Owner: China Resources Property Limited
Developer: China Resources Property Limited
Main Contractor: CR Construction Company Limited
Hotel operator: Starwood Hotels
Architecture: Dennis Lau & Ng Chun Man Architects & Engineers (H.K.)
Interior design: Andre Fu Studio
Lighting design: Tino Kwan Lighting Consultants
Landscape design: Uconia Company Limited
Furnishings: Decca, Heartily, Winmost
Kitchens: Poggenpophl (P.Suite & Delexe Suite)
Lighting: Ricardo Lighting
Walls: Arnhold (feature fire plate wall)
Fabrics: Richie, Coltex, Master Recourse, Altfield, Zu Design, Vervanda, Spring Collection, Cetec
Photo credits: Courtesy of St Regis Hong Kong
This is perhaps the most ambitious project carried out to date by André Fu. The St. Regis in Hong Kong is first of all an evocative, engaging experience starting with the site where the hotel has been inserted, because of its inseparable bond with the interiors.
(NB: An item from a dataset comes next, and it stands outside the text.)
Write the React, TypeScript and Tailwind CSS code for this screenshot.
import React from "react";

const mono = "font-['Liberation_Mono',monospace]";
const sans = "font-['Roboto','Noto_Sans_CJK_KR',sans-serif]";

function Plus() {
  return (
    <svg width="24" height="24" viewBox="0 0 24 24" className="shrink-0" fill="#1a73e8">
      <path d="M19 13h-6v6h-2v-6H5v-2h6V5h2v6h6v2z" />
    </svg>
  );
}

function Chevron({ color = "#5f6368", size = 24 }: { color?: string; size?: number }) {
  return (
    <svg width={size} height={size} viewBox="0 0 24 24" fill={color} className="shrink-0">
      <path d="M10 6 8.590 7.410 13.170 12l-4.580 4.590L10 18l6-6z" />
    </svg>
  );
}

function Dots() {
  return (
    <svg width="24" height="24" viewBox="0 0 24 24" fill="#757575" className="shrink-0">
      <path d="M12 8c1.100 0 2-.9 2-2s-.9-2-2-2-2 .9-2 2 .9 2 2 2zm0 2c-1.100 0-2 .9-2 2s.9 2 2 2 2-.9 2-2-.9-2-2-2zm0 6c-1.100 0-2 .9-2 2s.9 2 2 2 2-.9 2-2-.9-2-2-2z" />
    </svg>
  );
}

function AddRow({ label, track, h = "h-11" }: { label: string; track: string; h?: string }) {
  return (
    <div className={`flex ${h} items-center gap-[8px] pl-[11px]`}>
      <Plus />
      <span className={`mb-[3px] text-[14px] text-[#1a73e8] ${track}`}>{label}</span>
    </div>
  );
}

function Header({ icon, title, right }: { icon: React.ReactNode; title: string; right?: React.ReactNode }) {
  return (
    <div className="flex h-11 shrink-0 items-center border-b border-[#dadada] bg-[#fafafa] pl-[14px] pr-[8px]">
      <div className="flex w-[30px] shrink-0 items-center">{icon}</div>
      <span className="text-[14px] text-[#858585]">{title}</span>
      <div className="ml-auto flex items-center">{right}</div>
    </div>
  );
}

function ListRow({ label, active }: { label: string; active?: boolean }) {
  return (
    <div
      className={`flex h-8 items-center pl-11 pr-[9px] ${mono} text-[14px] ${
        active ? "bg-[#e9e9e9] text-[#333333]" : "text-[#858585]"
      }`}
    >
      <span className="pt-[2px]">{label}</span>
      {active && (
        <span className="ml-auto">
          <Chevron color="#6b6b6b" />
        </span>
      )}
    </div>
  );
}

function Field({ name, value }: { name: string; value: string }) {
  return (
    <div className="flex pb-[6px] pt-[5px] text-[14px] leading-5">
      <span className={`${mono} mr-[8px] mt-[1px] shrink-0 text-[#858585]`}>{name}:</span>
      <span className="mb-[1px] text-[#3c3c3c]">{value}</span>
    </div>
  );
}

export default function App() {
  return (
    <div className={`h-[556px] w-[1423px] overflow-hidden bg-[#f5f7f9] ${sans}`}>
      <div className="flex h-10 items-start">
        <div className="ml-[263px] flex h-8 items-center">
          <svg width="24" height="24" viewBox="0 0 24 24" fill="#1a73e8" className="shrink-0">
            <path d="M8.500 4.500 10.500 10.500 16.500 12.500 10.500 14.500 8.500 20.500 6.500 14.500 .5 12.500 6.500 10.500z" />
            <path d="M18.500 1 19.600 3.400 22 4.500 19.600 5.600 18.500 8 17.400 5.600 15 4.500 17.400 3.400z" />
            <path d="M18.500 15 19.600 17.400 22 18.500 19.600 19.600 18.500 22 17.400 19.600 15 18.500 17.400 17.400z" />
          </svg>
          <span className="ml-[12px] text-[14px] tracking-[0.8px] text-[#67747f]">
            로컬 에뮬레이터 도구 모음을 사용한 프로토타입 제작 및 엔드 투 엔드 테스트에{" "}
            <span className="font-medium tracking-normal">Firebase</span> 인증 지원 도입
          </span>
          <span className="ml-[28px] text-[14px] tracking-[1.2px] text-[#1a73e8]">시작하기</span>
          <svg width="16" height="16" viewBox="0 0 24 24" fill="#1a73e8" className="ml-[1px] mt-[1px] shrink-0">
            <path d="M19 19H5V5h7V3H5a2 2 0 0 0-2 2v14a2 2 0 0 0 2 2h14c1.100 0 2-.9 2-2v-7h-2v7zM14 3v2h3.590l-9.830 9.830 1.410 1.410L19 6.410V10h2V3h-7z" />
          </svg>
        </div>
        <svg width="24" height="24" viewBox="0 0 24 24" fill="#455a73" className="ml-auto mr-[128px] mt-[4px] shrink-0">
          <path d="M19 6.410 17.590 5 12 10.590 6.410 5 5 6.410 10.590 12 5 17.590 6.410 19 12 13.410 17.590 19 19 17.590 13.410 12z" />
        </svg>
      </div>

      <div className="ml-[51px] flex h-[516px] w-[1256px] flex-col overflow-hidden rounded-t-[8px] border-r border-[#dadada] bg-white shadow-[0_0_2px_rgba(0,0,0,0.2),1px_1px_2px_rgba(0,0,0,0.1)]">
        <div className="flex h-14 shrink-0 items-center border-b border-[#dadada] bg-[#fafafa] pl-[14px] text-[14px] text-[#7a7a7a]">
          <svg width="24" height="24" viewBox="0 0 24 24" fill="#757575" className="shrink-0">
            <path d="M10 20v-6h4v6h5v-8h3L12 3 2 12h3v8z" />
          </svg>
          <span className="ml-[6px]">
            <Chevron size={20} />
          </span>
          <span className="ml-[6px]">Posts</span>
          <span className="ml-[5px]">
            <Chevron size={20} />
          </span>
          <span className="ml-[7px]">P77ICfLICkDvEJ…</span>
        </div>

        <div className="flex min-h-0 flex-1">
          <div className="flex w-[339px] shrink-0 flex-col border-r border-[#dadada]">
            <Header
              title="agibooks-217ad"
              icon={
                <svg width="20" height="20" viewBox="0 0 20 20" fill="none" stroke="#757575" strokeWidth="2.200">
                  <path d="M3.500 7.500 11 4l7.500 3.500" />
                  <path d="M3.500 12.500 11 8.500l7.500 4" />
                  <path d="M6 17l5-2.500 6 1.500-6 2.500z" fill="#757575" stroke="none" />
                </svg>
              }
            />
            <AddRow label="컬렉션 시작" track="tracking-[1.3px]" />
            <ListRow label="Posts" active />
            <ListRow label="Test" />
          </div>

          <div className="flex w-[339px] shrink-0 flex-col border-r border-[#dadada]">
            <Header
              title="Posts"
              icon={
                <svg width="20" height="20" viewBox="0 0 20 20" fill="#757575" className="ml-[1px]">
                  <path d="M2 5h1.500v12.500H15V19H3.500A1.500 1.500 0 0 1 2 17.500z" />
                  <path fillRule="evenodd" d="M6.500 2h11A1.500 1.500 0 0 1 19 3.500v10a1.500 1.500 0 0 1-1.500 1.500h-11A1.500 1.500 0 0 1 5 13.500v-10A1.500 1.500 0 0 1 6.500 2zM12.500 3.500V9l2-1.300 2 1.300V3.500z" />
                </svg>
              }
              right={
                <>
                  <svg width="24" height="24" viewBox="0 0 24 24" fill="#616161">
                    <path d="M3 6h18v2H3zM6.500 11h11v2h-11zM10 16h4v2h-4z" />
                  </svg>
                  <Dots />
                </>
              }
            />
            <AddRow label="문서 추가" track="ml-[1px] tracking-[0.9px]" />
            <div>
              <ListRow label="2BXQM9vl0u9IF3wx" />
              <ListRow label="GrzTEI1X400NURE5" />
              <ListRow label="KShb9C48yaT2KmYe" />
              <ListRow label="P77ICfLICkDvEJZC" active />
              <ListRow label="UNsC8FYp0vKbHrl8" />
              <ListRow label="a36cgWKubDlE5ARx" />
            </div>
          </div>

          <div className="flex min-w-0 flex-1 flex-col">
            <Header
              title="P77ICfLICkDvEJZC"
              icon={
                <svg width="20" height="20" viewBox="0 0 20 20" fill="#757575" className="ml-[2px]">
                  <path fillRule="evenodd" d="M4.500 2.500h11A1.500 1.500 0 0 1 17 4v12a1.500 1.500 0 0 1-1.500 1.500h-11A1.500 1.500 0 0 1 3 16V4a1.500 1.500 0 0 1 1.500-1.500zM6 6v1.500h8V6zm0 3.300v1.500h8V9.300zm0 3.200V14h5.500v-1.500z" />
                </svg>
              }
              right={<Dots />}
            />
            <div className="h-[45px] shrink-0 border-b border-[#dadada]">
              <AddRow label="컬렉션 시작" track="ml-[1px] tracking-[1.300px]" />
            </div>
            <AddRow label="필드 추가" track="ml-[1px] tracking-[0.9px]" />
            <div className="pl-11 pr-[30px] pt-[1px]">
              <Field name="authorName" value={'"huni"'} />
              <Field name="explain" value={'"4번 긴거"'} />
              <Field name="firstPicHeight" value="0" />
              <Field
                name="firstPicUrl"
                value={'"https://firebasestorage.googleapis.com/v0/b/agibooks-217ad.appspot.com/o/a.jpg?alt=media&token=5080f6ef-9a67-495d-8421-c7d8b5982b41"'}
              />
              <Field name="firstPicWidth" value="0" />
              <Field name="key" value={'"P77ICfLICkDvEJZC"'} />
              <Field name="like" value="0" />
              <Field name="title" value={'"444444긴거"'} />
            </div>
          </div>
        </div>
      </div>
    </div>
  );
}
The 27-story building stands on the Hong Kong waterfront in Wan Chai, one of the older districts of the city, still crossed by trams and inhabited by the traditional pawnshops, the old police station and the Bauhaus-style market.
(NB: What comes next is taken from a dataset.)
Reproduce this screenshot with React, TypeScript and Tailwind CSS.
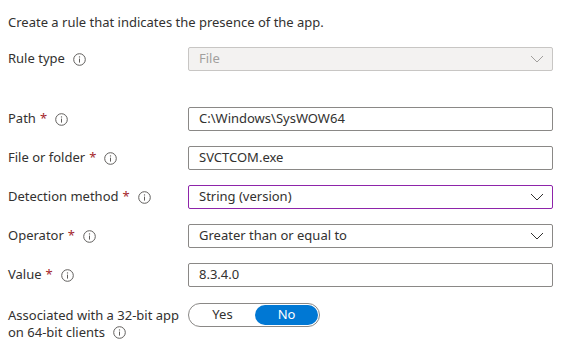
import React from "react";

const Info = () => (
  <svg width="13" height="13" viewBox="0 0 13 13" className="ml-[8px] shrink-0">
    <circle cx="6.5" cy="6.5" r="5.8" fill="none" stroke="#605e5c" strokeWidth="1" />
    <line x1="6.5" y1="5.6" x2="6.5" y2="9.6" stroke="#605e5c" strokeWidth="1" />
    <circle cx="6.5" cy="3.9" r="0.7" fill="#605e5c" />
  </svg>
);

const Chevron = ({ color }: { color: string }) => (
  <svg width="14" height="8" viewBox="0 0 14 8" className="shrink-0">
    <polyline points="1,1 7,7 13,1" fill="none" stroke={color} strokeWidth="1" />
  </svg>
);

const Label = ({ text, req }: { text: string; req?: boolean }) => (
  <div className="w-[180px] shrink-0 flex items-center text-[13px] text-[#323130]">
    <span>{text}</span>
    {req && <span className="ml-[4px] text-[#a4262c]">*</span>}
    <Info />
  </div>
);

const Row = ({ children, className = "" }: { children: React.ReactNode; className?: string }) => (
  <div className={"flex items-center h-[24px] " + className}>{children}</div>
);

export default function App() {
  return (
    <div
      className="w-[561px] h-[360px] bg-white px-[8px] pt-[13px]"
      style={{ fontFamily: '"Segoe UI", "Noto Sans", "Open Sans", sans-serif' }}
    >
      <p className="text-[13px] leading-[18px] text-[#323130]">
        Create a rule that indicates the presence of the app.
      </p>

      <Row className="mt-[16px]">
        <Label text="Rule type" />
        <div className="w-[365px] h-[24px] border border-[#c8c6c4] bg-[#f3f2f1] rounded-[2px] flex items-center justify-between pl-[10px] pr-[8px] text-[13px] text-[#a19f9d]">
          <span>File</span>
          <Chevron color="#a19f9d" />
        </div>
      </Row>

      <Row className="mt-[36px]">
        <Label text="Path" req />
        <div className="w-[365px] h-[24px] border border-[#8a8886] rounded-[2px] flex items-center pl-[10px] text-[13px] text-[#323130]">
          C:\Windows\SysWOW64
        </div>
      </Row>

      <Row className="mt-[15px]">
        <Label text="File or folder" req />
        <div className="w-[365px] h-[24px] border border-[#8a8886] rounded-[2px] flex items-center pl-[10px] text-[13px] text-[#323130]">
          SVCTCOM.exe
        </div>
      </Row>

      <Row className="mt-[15px]">
        <Label text="Detection method" req />
        <div className="w-[365px] h-[24px] border border-[#8e24aa] rounded-[2px] flex items-center justify-between pl-[10px] pr-[8px] text-[13px] text-[#323130]">
          <span>String (version)</span>
          <Chevron color="#323130" />
        </div>
      </Row>

      <Row className="mt-[15px]">
        <Label text="Operator" req />
        <div className="w-[365px] h-[24px] border border-[#8a8886] rounded-[2px] flex items-center justify-between pl-[10px] pr-[8px] text-[13px] text-[#323130]">
          <span>Greater than or equal to</span>
          <Chevron color="#323130" />
        </div>
      </Row>

      <Row className="mt-[15px]">
        <Label text="Value" req />
        <div className="w-[365px] h-[24px] border border-[#8a8886] rounded-[2px] flex items-center pl-[10px] text-[13px] text-[#323130]">
          8.3.4.0
        </div>
      </Row>

      <div className="flex items-start mt-[16px]">
        <div className="w-[180px] shrink-0 text-[13px] leading-[17px] text-[#323130] pt-[4px]">
          <div>Associated with a 32-bit app</div>
          <div className="flex items-center">
            <span>on 64-bit clients</span>
            <Info />
          </div>
        </div>
        <div className="w-[132px] h-[24px] border border-[#8a8886] rounded-full flex items-center p-[1px] text-[13px]">
          <div className="flex-1 h-full flex items-center justify-center text-[#323130]">Yes</div>
          <div className="w-[63px] h-full rounded-full bg-[#0078d4] flex items-center justify-center text-white">No</div>
        </div>
      </div>
    </div>
  );
}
All features that Fu has nimbly incorporated in the interior design. The multicultural references arrive from a childhood spent in Hong Kong and an English education, setting the stylistic tone. But in this case, Fu also blends in period elements from the first St. Regis hotel, built in 1904 in New York by John Jacob Astor IV, along with his childhood memories. “I wanted to get beyond the stereotype of lanterns and temples, drawing on my own memories of the city,” he says.
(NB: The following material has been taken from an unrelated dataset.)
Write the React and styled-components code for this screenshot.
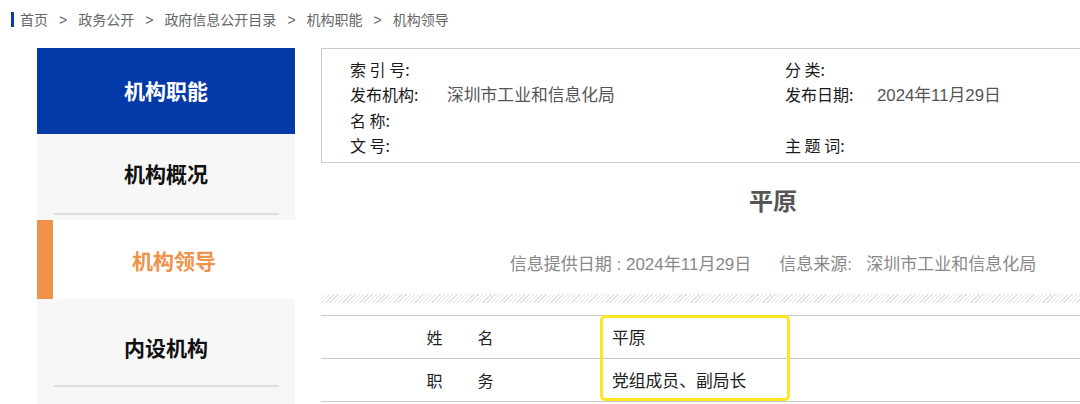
import styled, { createGlobalStyle } from "styled-components";

const GlobalStyle = createGlobalStyle`
  html, body {
    margin: 0;
    padding: 0;
    background: #fff;
    overflow: hidden;
  }
  body {
    font-family: "Liberation Sans", "Noto Sans CJK SC", sans-serif;
    color: #333;
  }
`;

const menu = [
  { id: "func", label: "机构职能", kind: "head" },
  { id: "summary", label: "机构概况", kind: "normal", top: 24, bottom: 25 },
  { id: "leader", label: "机构领导", kind: "active" },
  { id: "dept", label: "内设机构", kind: "normal", top: 33, bottom: 23 },
];

const crumbs = ["首页", "政务公开", "政府信息公开目录", "机构职能", "机构领导"];

const App = () => {
  return (
    <StyledPage>
      <GlobalStyle />
      <StyledBreadcrumb>
        <StyledCrumbMark />
        {crumbs.map((c, i) => (
          <span key={c}>
            {i > 0 && <StyledSep>&gt;</StyledSep>}
            {c}
          </span>
        ))}
      </StyledBreadcrumb>

      <StyledMain>
        <StyledSide>
          {menu.map((m) =>
            m.kind === "head" ? (
              <StyledHeadItem key={m.id}>{m.label}</StyledHeadItem>
            ) : m.kind === "active" ? (
              <StyledActiveItem key={m.id}>{m.label}</StyledActiveItem>
            ) : (
              <StyledMenuItem key={m.id} $top={m.top} $bottom={m.bottom}>
                <span>{m.label}</span>
                <StyledDivider />
              </StyledMenuItem>
            )
          )}
        </StyledSide>

        <StyledContent>
          <StyledMetaBox>
            <StyledMetaRow>
              <StyledMetaLabel $w={97}>索 引 号:</StyledMetaLabel>
            </StyledMetaRow>
            <StyledMetaRow>
              <StyledMetaLabel $w={92}>分 类:</StyledMetaLabel>
            </StyledMetaRow>
            <StyledMetaRow>
              <StyledMetaLabel $w={97}>发布机构:</StyledMetaLabel>
              <StyledMetaValue>深圳市工业和信息化局</StyledMetaValue>
            </StyledMetaRow>
            <StyledMetaRow>
              <StyledMetaLabel $w={92}>发布日期:</StyledMetaLabel>
              <StyledMetaValue>2024年11月29日</StyledMetaValue>
            </StyledMetaRow>
            <StyledMetaRow>
              <StyledMetaLabel $w={97}>名 称:</StyledMetaLabel>
            </StyledMetaRow>
            <StyledMetaRow />
            <StyledMetaRow>
              <StyledMetaLabel $w={97}>文 号:</StyledMetaLabel>
            </StyledMetaRow>
            <StyledMetaRow>
              <StyledMetaLabel $w={92}>主 题 词:</StyledMetaLabel>
            </StyledMetaRow>
          </StyledMetaBox>

          <StyledTitle>平原</StyledTitle>

          <StyledInfo>
            <span>信息提供日期 : 2024年11月29日</span>
            <span>信息来源:&nbsp;&nbsp;&nbsp;深圳市工业和信息化局</span>
          </StyledInfo>

          <StyledStripe />

          <StyledTableWrap>
            <StyledTable>
              <tbody>
                <tr>
                  <StyledLabelCell>姓　　名</StyledLabelCell>
                  <StyledValueCell>平原</StyledValueCell>
                  <StyledRestCell />
                </tr>
                <tr>
                  <StyledLabelCell>职　　务</StyledLabelCell>
                  <StyledValueCell>党组成员、副局长</StyledValueCell>
                  <StyledRestCell />
                </tr>
              </tbody>
            </StyledTable>
            <StyledHighlight />
          </StyledTableWrap>
        </StyledContent>
      </StyledMain>
    </StyledPage>
  );
};

export default App;

const StyledPage = styled.div`
  width: 1080px;
  height: 404px;
  overflow: hidden;
`;

const StyledBreadcrumb = styled.div`
  display: flex;
  align-items: center;
  height: 38px;
  padding-left: 11px;
  font-size: 14px;
  color: #666;
  box-sizing: border-box;
`;

const StyledCrumbMark = styled.i`
  display: inline-block;
  width: 3px;
  height: 15px;
  background: #0a3fa8;
  margin-right: 6px;
`;

const StyledSep = styled.span`
  margin: 0 11px;
  font-family: "Liberation Sans", sans-serif;
`;

const StyledMain = styled.div`
  display: flex;
  gap: 26px;
  padding: 10px 0 0 37px;
`;

const StyledSide = styled.nav`
  width: 258px;
  flex-shrink: 0;
  background: #f7f7f7;
  height: 356px;
  font-family: "Noto Sans CJK SC", sans-serif;
  font-size: 21px;
  font-weight: 700;
`;

const StyledHeadItem = styled.div`
  height: 86px;
  background: #043aa7;
  color: #fff;
  display: flex;
  align-items: center;
  justify-content: center;
  padding-bottom: 2px;
  box-sizing: border-box;
`;

const StyledMenuItem = styled.div`
  display: flex;
  flex-direction: column;
  align-items: center;
  color: #111;
  padding-top: ${(p) => p.$top}px;
  padding-bottom: 5px;
  line-height: 30px;

  & > span {
    margin-bottom: ${(p) => p.$bottom}px;
  }
`;

const StyledDivider = styled.div`
  width: 225px;
  height: 2px;
  background: #dedede;
`;

const StyledActiveItem = styled.div`
  height: 79px;
  background: #fff;
  color: #f0924a;
  border-left: 16px solid #f0924a;
  display: flex;
  align-items: center;
  justify-content: center;
  box-sizing: border-box;
`;

const StyledContent = styled.div`
  width: 904px;
  flex-shrink: 0;
`;

const StyledMetaBox = styled.div`
  border: 1px solid #ccc;
  padding: 7px 0 4px 28px;
  display: grid;
  grid-template-columns: 435px 1fr;
  font-size: 16px;
`;

const StyledMetaRow = styled.div`
  display: flex;
  align-items: center;
  height: 25.5px;
`;

const StyledMetaLabel = styled.span`
  width: ${(p) => p.$w}px;
  color: #1a1a1a;
  font-family: "Noto Sans CJK SC", sans-serif;
  flex-shrink: 0;
`;

const StyledMetaValue = styled.span`
  color: #555;
  font-size: 16.8px;
`;

const StyledTitle = styled.h1`
  margin: 23px 0 0;
  text-align: center;
  font-size: 24px;
  line-height: 32px;
  font-weight: 700;
  color: #555;
`;

const StyledInfo = styled.div`
  margin-top: 35px;
  display: flex;
  justify-content: center;
  gap: 28px;
  font-size: 17px;
  line-height: 24px;
  color: #888;
`;

const StyledStripe = styled.div`
  margin-top: 17px;
  height: 9px;
  background: repeating-linear-gradient(
    135deg,
    #e2e2e2 0 1px,
    #fff 1px 3px
  );
`;

const StyledTableWrap = styled.div`
  position: relative;
  margin-top: 12px;
`;

const StyledTable = styled.table`
  width: 100%;
  border-collapse: collapse;
  font-size: 16px;
  color: #222;

  td {
    height: 42px;
    padding: 0;
    border-top: 1px solid #c8c8c8;
    border-bottom: 1px solid #c8c8c8;
  }
`;

const StyledLabelCell = styled.td`
  width: 279px;
  text-align: center;
  font-family: "Noto Sans CJK SC", sans-serif;
  letter-spacing: 1px;
`;

const StyledValueCell = styled.td`
  width: 178px;
  padding-left: 12px !important;
  font-size: 16.8px;
  font-family: "Noto Sans CJK SC", sans-serif;
`;

const StyledRestCell = styled.td``;

const StyledHighlight = styled.div`
  position: absolute;
  left: 279px;
  top: 0;
  width: 190px;
  height: 86px;
  border: 3px solid #fce626;
  border-radius: 5px;
  box-sizing: border-box;
  pointer-events: none;
`;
In the hotel the sense of New York dimensions mingles with the history of Hong Kong, creating a refuge from urban frenzy. The grandeur effect is forceful. Starting from the ‘porte cochere’ of 580 m2, the large access portico leading to the lobby, where the walls are covered in stone for 8 meters, joining the reception desk in marble and the oversized doors clad in bronze, with a height of four meters, by Solomon & Wu, all softened by the glow of opulent lamps and appliques inspired by the gaslights of the 19th century in old Hong Kong.
The historical and colonial architectural overtones are vivid, but always countered by modern forms and nuances.
The Chinese restaurant, for example, is structure like a traditional Chinese tea pavilion, in pale stained oak with interlocking details, and a palette of grays and browns with accents of cinnabar red lacquer. In the Great Room, the main public area of the hotel, two reception desks in silver marble are topped by an impressive chandelier, The Skyline – a tribute to the city – specifically chosen by Fu for the space from the TAC/TILE collection created for Lasvit.
On the terrace the cultural overtones subtly mingle thanks to a traditional feature of Chinese gardens – a stone gate with a height of 2.5 meters – along with bamboo plants and ornamental topiary artwork.
The rooms, 129 in number, including 14 deluxe suites, two premium suites and a presidential suite, are places that put an accent on space and comfort, where André Fu once again applies his contrasts of classic and modern.